Perhaps it's a mistake to focus too much energy on analysing one of the spontaneous, from-the-heart outbursts which have been a hallmark of the current papacy. And it's also worth recalling that not even a pope would claim to see all the way into the mind of a vicious IS killer and ascertain exactly what mixture of personal or political grievance, disordered psychology or twisted metaphysical belief is at work. If Francis's point is that even in conflicts which are notionally raged in the name of sectarian difference (like the ghastly one in Yemen, for example), economic and geopolitical ambitions are often lurking in the background, then that is certainly worth saying.

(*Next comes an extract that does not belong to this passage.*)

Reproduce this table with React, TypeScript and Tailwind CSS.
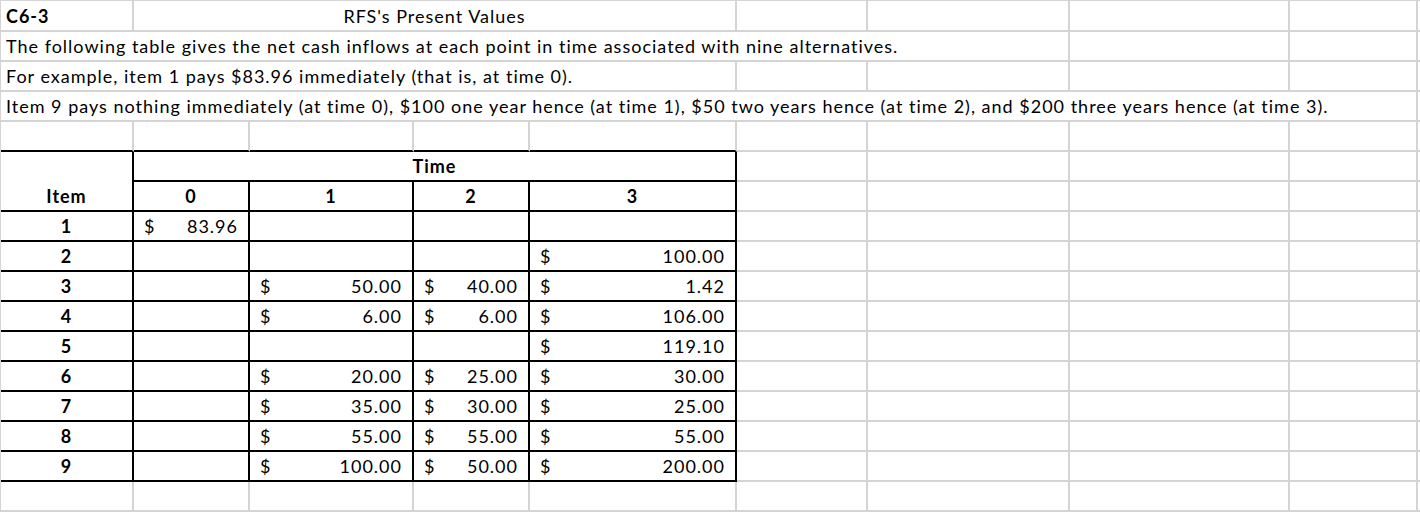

But more worthy of careful watching (because they filter down to millions of people through lectures, lessons and sermons) are the Vatican's formal pronouncements on the subject of peace and war. The still-current Catechism of the Catholic Church, published in 1993, draws on church fathers like Augustine and Aquinas to formulate conditions for the legitimate use of force: the aggressor must be inflicting lasting and grave damage; other remedies must have been exhausted; there must be "serious prospects for success"; and the use of weapons must not produce evils and disorders greater than those which are targeted.
Since then, the Vatican has moved closer to a position of almost unconditional pacifism; it opposed the bombing of Serbia in 1999 and the American-led assault on Iraq in 2003. On the other hand, Pope Francis has not been shy of using the word "genocide" and his representatives have acknowledged the unavoidable moral dilemmas that arise when genocide is looming or in progress already. Last year, the Holy See's ambassador to the UN in Geneva said it was necessary to use force to protect the religious minorities of Iraq from IS.
Another senior figure in the Vatican, Archbishop Paul Gallagher, has begun the process of rethinking Catholic attitudes to war in an age overshadowed by global terror, by "non-state actors" wielding lethal force and by grey areas between peace and war. The Vatican's "secretary for relations with states" has acknowledged the legitimacy and importance of a generalised "responsibility to protect" innocent civilians, but he has also warned against new legal instruments, and new technology such as drones, being used as a way of lowering the barrier to the use of force.
That's a start. But if the Pope were to harness the huge brains trust at his disposal and map out a fully fledged new doctrine of war and peace, many people far from the world of Catholicism would pay respectful attention, even if they couldn't agree.